%%

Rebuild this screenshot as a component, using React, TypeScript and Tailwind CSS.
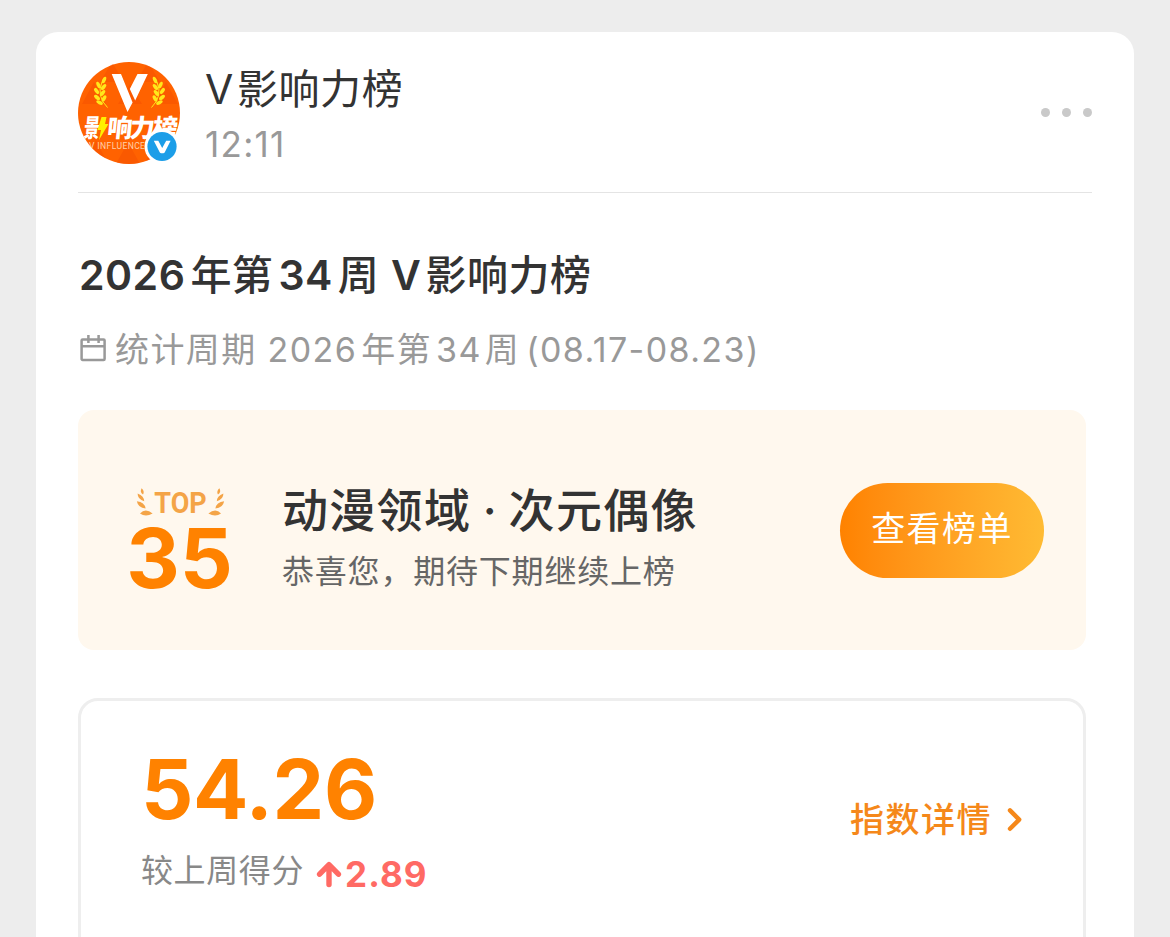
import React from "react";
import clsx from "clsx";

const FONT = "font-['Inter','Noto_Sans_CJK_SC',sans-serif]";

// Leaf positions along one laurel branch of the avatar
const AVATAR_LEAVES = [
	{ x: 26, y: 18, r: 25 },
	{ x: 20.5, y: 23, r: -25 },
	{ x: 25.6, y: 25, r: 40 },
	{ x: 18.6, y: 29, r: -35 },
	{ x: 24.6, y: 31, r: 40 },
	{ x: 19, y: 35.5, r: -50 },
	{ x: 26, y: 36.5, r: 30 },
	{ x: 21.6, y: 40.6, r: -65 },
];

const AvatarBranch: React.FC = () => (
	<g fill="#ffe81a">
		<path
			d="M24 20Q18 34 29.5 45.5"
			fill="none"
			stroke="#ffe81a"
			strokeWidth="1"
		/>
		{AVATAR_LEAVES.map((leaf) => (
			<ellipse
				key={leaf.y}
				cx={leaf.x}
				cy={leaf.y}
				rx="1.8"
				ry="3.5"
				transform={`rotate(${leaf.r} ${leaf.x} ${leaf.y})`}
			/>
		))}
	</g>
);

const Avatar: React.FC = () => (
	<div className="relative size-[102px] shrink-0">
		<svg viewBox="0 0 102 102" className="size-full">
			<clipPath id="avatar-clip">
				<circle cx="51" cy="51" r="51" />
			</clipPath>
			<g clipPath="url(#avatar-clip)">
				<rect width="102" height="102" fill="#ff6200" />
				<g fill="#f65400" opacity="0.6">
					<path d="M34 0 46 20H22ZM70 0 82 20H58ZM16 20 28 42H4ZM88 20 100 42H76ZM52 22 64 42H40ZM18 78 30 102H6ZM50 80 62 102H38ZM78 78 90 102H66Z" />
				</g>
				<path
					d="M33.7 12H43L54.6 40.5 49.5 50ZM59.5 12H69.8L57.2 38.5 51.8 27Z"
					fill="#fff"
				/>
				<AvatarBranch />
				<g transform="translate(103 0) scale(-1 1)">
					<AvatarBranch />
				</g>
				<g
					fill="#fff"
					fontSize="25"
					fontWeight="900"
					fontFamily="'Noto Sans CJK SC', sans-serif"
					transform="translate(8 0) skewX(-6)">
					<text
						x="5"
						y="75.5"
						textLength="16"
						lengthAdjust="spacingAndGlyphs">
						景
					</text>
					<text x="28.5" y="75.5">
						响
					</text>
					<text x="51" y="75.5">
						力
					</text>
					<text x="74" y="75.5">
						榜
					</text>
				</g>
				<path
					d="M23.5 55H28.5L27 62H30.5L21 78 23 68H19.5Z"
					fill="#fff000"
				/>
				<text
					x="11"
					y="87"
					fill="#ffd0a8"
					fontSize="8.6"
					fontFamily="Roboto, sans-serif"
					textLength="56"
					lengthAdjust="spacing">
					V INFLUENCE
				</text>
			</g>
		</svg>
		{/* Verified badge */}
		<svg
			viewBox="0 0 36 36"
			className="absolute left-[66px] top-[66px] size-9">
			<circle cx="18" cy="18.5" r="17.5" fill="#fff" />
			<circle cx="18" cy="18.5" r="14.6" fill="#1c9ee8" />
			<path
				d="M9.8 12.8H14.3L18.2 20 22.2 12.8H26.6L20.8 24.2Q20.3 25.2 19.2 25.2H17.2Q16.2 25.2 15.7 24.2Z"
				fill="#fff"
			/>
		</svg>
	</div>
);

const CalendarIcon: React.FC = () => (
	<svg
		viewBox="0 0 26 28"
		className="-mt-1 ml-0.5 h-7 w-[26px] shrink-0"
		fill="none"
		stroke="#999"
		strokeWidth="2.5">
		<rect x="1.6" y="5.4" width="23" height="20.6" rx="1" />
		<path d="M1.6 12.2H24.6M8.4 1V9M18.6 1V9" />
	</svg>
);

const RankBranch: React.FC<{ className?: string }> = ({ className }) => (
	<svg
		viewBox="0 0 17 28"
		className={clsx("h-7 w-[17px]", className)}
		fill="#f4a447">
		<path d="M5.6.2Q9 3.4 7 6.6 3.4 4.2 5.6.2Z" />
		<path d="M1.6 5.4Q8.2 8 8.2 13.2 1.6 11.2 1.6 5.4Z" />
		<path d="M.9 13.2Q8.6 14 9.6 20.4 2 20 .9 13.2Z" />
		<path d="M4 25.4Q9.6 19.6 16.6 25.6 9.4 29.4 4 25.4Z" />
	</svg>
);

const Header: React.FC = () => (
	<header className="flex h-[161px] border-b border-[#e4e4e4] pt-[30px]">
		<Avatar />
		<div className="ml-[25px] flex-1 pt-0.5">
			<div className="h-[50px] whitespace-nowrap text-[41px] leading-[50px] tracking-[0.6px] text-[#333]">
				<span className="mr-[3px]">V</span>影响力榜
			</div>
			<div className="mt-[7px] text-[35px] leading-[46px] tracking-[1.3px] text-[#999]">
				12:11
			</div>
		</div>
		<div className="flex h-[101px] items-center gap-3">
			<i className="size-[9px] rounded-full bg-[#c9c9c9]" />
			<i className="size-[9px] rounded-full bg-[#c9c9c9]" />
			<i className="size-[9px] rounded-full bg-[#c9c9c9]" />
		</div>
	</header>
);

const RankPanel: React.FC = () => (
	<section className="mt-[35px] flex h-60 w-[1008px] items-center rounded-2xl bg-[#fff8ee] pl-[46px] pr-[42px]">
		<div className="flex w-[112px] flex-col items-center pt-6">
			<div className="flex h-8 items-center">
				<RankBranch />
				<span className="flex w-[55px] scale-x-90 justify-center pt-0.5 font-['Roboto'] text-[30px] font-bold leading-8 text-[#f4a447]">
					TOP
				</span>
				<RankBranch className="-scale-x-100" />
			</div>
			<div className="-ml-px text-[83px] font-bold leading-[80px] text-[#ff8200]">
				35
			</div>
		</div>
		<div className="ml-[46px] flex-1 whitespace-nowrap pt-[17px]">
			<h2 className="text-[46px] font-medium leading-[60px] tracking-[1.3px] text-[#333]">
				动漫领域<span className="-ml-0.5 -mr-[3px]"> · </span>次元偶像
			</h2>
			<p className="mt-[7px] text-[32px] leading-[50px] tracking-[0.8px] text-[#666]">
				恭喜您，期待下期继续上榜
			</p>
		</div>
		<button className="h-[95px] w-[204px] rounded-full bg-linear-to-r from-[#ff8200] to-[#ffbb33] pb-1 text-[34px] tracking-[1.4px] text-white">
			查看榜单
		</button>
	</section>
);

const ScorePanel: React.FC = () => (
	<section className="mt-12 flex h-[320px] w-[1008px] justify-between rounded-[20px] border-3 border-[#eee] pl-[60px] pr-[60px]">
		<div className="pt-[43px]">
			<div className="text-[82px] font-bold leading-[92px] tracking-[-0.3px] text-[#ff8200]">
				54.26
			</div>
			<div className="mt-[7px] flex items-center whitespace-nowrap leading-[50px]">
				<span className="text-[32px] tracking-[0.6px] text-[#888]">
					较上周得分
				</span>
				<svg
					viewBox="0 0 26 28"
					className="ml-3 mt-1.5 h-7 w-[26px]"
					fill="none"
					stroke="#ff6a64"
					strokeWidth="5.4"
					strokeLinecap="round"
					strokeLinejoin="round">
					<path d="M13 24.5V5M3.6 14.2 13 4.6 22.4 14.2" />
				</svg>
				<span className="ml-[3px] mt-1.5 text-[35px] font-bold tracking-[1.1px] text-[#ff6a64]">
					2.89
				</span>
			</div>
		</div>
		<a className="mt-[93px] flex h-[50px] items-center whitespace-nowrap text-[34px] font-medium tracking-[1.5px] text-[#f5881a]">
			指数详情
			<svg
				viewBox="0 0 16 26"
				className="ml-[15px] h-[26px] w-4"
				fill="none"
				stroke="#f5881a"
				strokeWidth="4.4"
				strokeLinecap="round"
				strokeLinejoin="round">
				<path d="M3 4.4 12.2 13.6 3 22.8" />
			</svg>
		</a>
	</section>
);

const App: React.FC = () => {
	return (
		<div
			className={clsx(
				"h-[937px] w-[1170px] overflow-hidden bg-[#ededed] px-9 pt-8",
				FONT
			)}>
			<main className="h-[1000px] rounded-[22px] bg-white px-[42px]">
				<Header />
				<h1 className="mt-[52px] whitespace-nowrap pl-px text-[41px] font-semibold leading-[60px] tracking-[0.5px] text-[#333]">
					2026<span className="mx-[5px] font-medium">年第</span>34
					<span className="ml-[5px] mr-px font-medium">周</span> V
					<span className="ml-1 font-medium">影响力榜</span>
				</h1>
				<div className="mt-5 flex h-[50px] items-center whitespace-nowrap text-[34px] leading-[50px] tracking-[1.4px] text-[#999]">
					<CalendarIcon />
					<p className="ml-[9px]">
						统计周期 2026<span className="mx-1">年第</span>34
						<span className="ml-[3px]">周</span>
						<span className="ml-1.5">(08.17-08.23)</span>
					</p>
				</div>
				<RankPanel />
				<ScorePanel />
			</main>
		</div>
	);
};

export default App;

%%

From the listing above, pick out every line containing "React".

Response for this exercise:
Rebuild this screenshot as a component, using React, TypeScript and Tailwind CSS.
import React from "react";
const AvatarBranch: React.FC = () => (
const Avatar: React.FC = () => (
const CalendarIcon: React.FC = () => (
const RankBranch: React.FC<{ className?: string }> = ({ className }) => (
const Header: React.FC = () => (
const RankPanel: React.FC = () => (
const ScorePanel: React.FC = () => (
const App: React.FC = () => {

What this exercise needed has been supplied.